Computational Considerations

• Resource Trade-offs: Increasing LMO precision improves convergence but incurs higher computational cost per iteration. Empirical results show diminishing returns beyond 5–8 iterations.
• Scaling: The analysis holds for large-scale models and batch sizes, with empirical validation on 124M parameter NanoGPT and CIFAR-10 CNNs.

Implications and Future Directions

The explicit characterization of the coupling between LMO inexactness and optimizer hyperparameters provides a principled basis for tuning geometry-aware optimizers in practice. The results suggest that further research into adaptive LMO precision, layer-wise resource allocation, and improved approximation algorithms could yield substantial gains in both efficiency and stability for large-scale neural network training.

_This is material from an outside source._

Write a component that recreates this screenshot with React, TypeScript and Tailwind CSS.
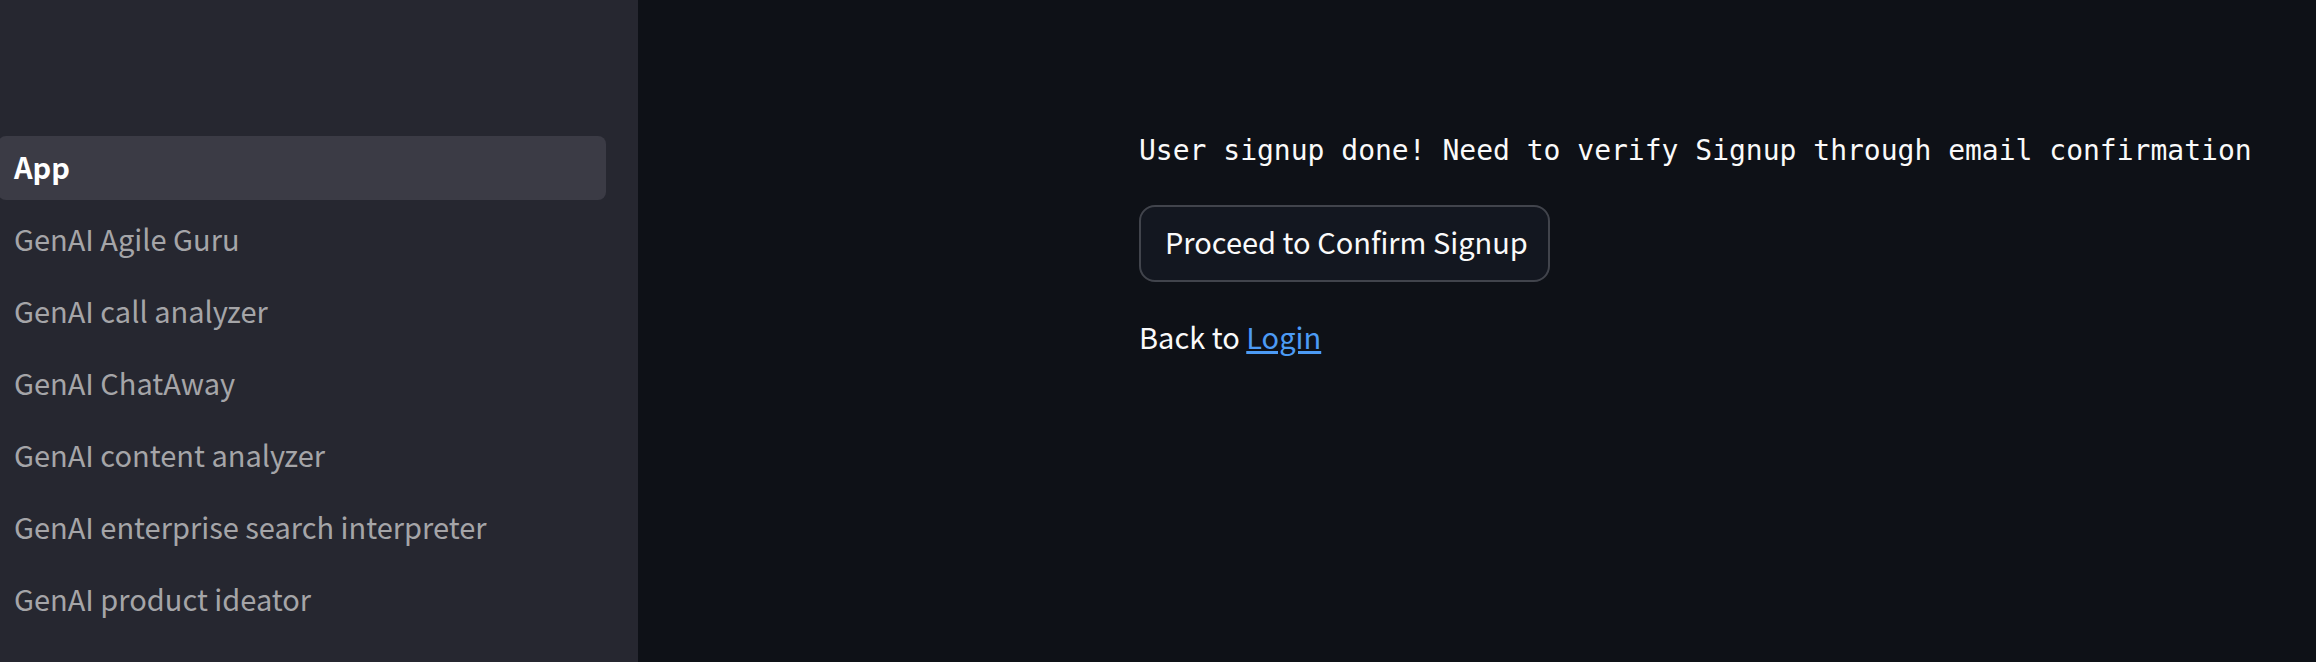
const pages = [
  "App",
  "GenAI Agile Guru",
  "GenAI call analyzer",
  "GenAI ChatAway",
  "GenAI content analyzer",
  "GenAI enterprise search interpreter",
  "GenAI product ideator",
];

export default function App() {
  return (
    <div className="flex min-h-screen overflow-x-hidden bg-[#0e1117] font-['Noto_Sans_CJK_SC',sans-serif] text-[29px] leading-[52px] text-[#fafafa]">
      <aside className="w-[638px] shrink-0 bg-[#262730] pt-[136px] pr-8">
        <nav aria-label="Pages">
          <ul className="-ml-0.5 flex flex-col gap-2">
            {pages.map((page, index) => (
              <li key={page}>
                <a
                  href="#"
                  aria-current={index === 0 ? "page" : undefined}
                  className={
                    index === 0
                      ? "flex h-16 items-center rounded-lg bg-[#3b3b45] px-4 pb-1 font-bold text-white"
                      : "flex h-16 items-center rounded-lg px-4 pb-1 text-[#a5a5a8]"
                  }
                >
                  {page}
                </a>
              </li>
            ))}
          </ul>
        </nav>
      </aside>
      <main className="flex min-w-0 flex-1 flex-col items-start pt-[129px] pl-[501px]">
        <p className="mb-8 font-['DejaVu_Sans_Mono',monospace] text-[28px] leading-[44px] whitespace-nowrap">
          User signup done! Need to verify Signup through email confirmation
        </p>
        <button
          type="button"
          className="mb-7 h-[77px] rounded-2xl border-2 border-[#41444c] bg-[#131720] pr-5 pb-1.5 pl-6 whitespace-nowrap"
        >
          Proceed to Confirm Signup
        </button>
        <p>
          Back to{" "}
          <a
            href="#"
            className="text-[#4c9bf5] underline decoration-3 underline-offset-2"
          >
            Login
          </a>
        </p>
      </main>
    </div>
  );
}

The theoretical framework generalizes to arbitrary norms and smoothness models, opening avenues for application in heterogeneous architectures and non-Euclidean optimization landscapes. The empirical findings highlight the necessity of moving beyond idealized analyses to fully understand and optimize real-world training dynamics.

Conclusion

This work closes a critical gap in the theory and practice of geometry-aware optimization by providing the first formal analysis of inexact Muon updates. The explicit dependence of convergence rates on LMO precision, step size, and momentum establishes a new paradigm for hyperparameter tuning and algorithm design in large-scale deep learning. The results are directly actionable for practitioners seeking to deploy Muon and related optimizers efficiently, and set the stage for future advances in scalable, geometry-aware optimization.